Imam Ibnu Uyainah menjelaskan langkah ini sebagai berikut:
مَا وَصَفَ اللَّهُ تَعَالَى بِهِ نَفْسَهُ فَتَفْسِيرُهُ قِرَاءَتُهُ، لَيْسَ لِأَحَدٍ أَنْ يُفَسِّرَهُ إِلَّا اللَّهُ تَبَارَكَ وَتَعَالَى، أَوْ رُسُلُهُ صَلَوَاتُ اللَّهِ عَلَيْهِمْ
Artinya: “Tidak ada yang dapat menafsirkan sifat-sifat yang Allah Ta’ala gambarkan untuk diri-Nya kecuali Allah sendiri Yang Maha Suci dan Maha Tinggi, atau Rasul-rasul-Nya, semoga Allah memberikan shalawat atas mereka.” (al-Baihaqi, al-Asma’ wa al-Shifat, II, 338-339)

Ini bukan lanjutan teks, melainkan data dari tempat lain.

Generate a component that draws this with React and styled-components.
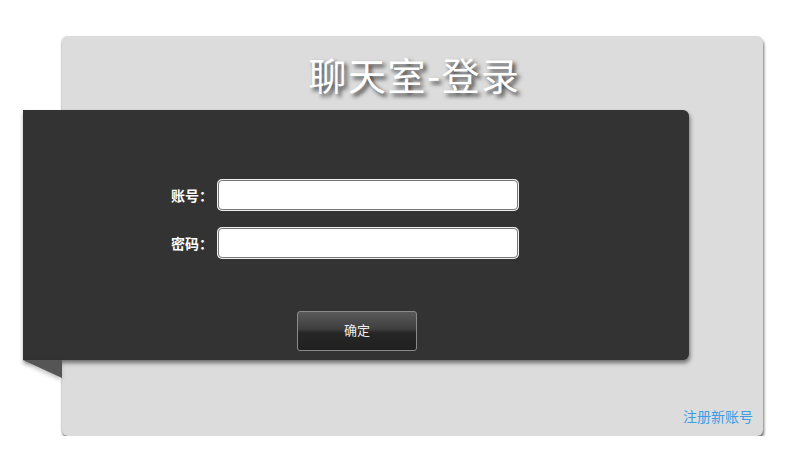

Senada dengannya, Syaikh Ibnu Qudamah menjelaskan bahwa yang ditetapkan hanya lafznya saja tanpa boleh memaknainya:
وكلُّ ما جاءَ في القرآنِ أو صَحَّ عنِ المصطفى عليه السلامُ منْ صفاتِ الرحمنِ وَجَبَ الإيمانُ بِهِ وتَلَقِّيهِ بالتَّسْليمِ والقَبُولِ، وتَرْكِ التَّعَرُّضِ لَهُ بالرَّدِّ والتَّأْويلِ، والتَّشْبِيهِ والتَّمْثِيلِ. وما أَشْكَلَ مِنْ ذلك وَجَبَ إثْباتُه لفْظا، وتَرْكُ التَّعَرُّضِ لِمعْناه، ونرُدُّ عِلْمَه إلى قائله
Artinya: “Setiap ayat yang ada di dalam Al-Qur’an atau hadits yang sahih dari Nabi yang terpilih shallallaahu ’alaihi wa sallam tentang sifat-sifat Allah yang Maha Pengasih, maka wajib mengimaninya dan menerimanya dengan sikap tunduk dan pasrah, serta meninggalkan sikap penentangan terhadapnya dengan ditakwil, atau diserupakan dengan makhluk. Sedangkan hal-hal yang tidak dimengerti dari sifat-sifat tersebut, maka wajib menetapkannya secara lafaz dan tidak menyinggung maknanya, serta menyerahkan pengetahuan atas makn tersebut kepada yang memberitakannya (yaitu Allah dan Rasul).” (Ibnu Qudamah, Lum’at al-I’tiqad, 6)
Mengambil maksud kontekstual dari penyebutan sifat tersebut untuk diyakini atau diamalkan
Langkah ini dilakukan dengan cara mengambil pesan inti yang akan disampaikan oleh teks ayat atau hadis yang menyebut tentang sifat Allah lalu meyakininya serta mengamalkannya. Misalnya saja ayat yang menyebutkan bahwa di hari kiamat langit digulung oleh “tangan Allah”, maka makna kontekstual yang dapat diambil adalah bahwa Allah adalah penguasa mutlak semesta yang dapat dengan mudah menghancurkannya. Ketika membaca hadis yang menjelaskan turunnya Allah di sepertiga malam terakhir, maka makna kontekstual yang diambil adalah bahwa kaum muslimin diperintah bangun di sepertiga malam terakhir untuk bermunnajat kepada Allah. Ketika membaca hadis yang menjelaskan bahwa hati manusia dibolak-balik oleh “jari Allah”, maka makna kontekstual yang dapat diimani adalah bahwa hati manusia ada dalam kontrol Allah.
Demikianlah beberapa cara dari para ulama salaf dalam memahami teks baik dalam Alquran maupun hadis yang membicarakan sifat Allah. Mereka tidak membaca teks tersebut seolah sedang menjelaskan tentang “organ Tuhan” yang berupa tangan sebab sudah maklum bahwa Tuhan bukan jisim yang dengan demikian tidak berorgan atau pun berbadan. Pemaknaan yang serba menjisimkan (mengatakan Tuhan beranggota tubuh) Tuhan ini adalah pemaknaan yang melampaui batas dan melanggar sikap ulama salaf. Wallahu A’lam.